Given request:
In the material below, identify each line bearing the word "styles". Reproduce those lines.

Extracted records:

-----

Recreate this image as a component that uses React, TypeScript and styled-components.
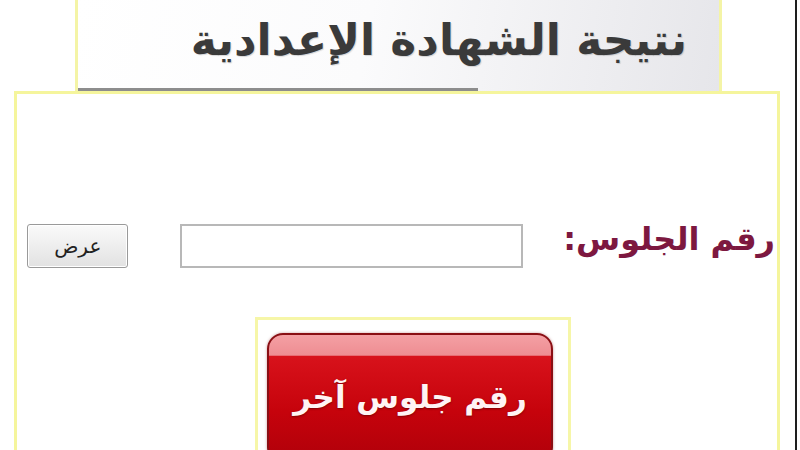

-----

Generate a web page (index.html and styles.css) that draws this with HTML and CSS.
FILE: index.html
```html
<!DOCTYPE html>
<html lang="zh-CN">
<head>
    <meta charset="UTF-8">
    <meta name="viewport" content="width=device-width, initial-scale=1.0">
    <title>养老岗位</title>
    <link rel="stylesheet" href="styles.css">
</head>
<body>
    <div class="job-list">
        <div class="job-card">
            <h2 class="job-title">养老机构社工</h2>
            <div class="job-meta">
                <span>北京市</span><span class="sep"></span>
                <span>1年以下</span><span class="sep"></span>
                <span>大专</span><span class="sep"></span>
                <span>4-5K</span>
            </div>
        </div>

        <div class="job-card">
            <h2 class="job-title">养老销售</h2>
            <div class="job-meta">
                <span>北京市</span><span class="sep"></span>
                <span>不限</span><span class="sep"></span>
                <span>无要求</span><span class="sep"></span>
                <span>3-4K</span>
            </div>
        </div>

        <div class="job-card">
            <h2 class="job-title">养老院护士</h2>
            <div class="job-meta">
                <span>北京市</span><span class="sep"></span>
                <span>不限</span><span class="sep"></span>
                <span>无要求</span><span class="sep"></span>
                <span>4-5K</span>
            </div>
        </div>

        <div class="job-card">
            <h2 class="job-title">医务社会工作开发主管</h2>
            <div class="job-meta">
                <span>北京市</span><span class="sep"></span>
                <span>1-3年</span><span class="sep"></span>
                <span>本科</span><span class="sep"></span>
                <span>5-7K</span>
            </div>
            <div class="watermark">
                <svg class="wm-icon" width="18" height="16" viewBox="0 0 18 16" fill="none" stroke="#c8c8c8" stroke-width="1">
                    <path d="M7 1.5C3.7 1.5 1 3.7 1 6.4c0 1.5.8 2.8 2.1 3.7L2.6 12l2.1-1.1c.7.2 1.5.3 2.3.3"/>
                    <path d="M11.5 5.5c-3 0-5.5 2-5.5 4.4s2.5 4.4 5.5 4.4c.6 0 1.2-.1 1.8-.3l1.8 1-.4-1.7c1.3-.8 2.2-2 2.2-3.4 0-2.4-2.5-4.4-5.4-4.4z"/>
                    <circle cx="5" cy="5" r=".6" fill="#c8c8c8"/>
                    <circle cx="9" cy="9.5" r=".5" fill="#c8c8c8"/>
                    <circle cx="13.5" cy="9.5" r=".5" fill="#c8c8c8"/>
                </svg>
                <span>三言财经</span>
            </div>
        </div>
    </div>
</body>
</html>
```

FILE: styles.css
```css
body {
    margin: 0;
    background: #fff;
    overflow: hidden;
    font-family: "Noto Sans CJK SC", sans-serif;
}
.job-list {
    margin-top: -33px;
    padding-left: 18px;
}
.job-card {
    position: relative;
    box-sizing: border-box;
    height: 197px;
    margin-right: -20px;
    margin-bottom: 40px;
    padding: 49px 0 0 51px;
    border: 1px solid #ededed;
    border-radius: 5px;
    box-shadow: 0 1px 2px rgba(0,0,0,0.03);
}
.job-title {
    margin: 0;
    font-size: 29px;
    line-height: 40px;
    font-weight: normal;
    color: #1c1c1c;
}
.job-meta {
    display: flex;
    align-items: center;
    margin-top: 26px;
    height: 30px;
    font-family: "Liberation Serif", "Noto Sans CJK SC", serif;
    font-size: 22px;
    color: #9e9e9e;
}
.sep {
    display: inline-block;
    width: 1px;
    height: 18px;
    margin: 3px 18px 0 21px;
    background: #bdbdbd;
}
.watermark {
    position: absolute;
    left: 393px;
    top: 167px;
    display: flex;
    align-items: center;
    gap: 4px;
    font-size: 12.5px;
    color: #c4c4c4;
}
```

-----

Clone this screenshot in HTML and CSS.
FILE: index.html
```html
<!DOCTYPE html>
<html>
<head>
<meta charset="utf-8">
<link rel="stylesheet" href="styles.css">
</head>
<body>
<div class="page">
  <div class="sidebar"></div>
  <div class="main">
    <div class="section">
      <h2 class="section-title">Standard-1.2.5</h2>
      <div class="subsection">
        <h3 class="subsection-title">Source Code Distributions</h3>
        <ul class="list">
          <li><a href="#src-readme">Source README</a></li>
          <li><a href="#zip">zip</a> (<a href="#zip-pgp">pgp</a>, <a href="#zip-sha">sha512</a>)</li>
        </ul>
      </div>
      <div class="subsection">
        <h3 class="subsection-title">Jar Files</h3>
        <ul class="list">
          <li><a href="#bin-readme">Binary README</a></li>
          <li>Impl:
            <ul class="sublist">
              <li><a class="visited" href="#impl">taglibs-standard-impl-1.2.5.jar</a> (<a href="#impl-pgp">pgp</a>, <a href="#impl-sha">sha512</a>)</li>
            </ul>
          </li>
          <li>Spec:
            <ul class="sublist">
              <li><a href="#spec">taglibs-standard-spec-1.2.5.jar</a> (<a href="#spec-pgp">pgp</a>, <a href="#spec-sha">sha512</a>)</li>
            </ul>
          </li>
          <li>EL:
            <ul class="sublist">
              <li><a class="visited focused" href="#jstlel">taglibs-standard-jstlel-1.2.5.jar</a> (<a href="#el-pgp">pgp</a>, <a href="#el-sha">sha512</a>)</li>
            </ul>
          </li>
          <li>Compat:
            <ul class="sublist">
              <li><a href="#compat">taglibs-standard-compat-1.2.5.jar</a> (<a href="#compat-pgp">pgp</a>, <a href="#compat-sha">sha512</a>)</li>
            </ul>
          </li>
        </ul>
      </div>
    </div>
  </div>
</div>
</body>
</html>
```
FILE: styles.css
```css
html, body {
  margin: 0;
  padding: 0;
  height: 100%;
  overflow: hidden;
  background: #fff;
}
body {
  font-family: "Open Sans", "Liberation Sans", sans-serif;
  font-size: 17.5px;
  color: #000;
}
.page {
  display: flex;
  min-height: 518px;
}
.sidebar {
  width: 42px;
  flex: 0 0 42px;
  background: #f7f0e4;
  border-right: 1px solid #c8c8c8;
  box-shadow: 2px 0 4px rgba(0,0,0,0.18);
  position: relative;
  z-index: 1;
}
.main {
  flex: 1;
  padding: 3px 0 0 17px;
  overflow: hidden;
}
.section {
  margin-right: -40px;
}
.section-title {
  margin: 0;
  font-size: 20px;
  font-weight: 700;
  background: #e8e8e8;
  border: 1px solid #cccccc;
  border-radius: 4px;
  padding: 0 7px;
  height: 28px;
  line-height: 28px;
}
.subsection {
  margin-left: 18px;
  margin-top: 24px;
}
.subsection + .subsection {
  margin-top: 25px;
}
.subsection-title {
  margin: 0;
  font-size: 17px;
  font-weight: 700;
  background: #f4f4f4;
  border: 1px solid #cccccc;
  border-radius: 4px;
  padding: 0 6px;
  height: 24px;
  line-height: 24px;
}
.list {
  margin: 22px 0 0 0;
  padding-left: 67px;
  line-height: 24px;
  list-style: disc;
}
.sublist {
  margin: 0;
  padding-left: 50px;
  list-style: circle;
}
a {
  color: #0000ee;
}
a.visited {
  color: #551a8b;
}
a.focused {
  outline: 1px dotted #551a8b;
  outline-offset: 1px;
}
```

-----

Output:
Generate a web page (index.html and styles.css) that draws this with HTML and CSS.
    <link rel="stylesheet" href="styles.css">
FILE: styles.css
<link rel="stylesheet" href="styles.css">
FILE: styles.css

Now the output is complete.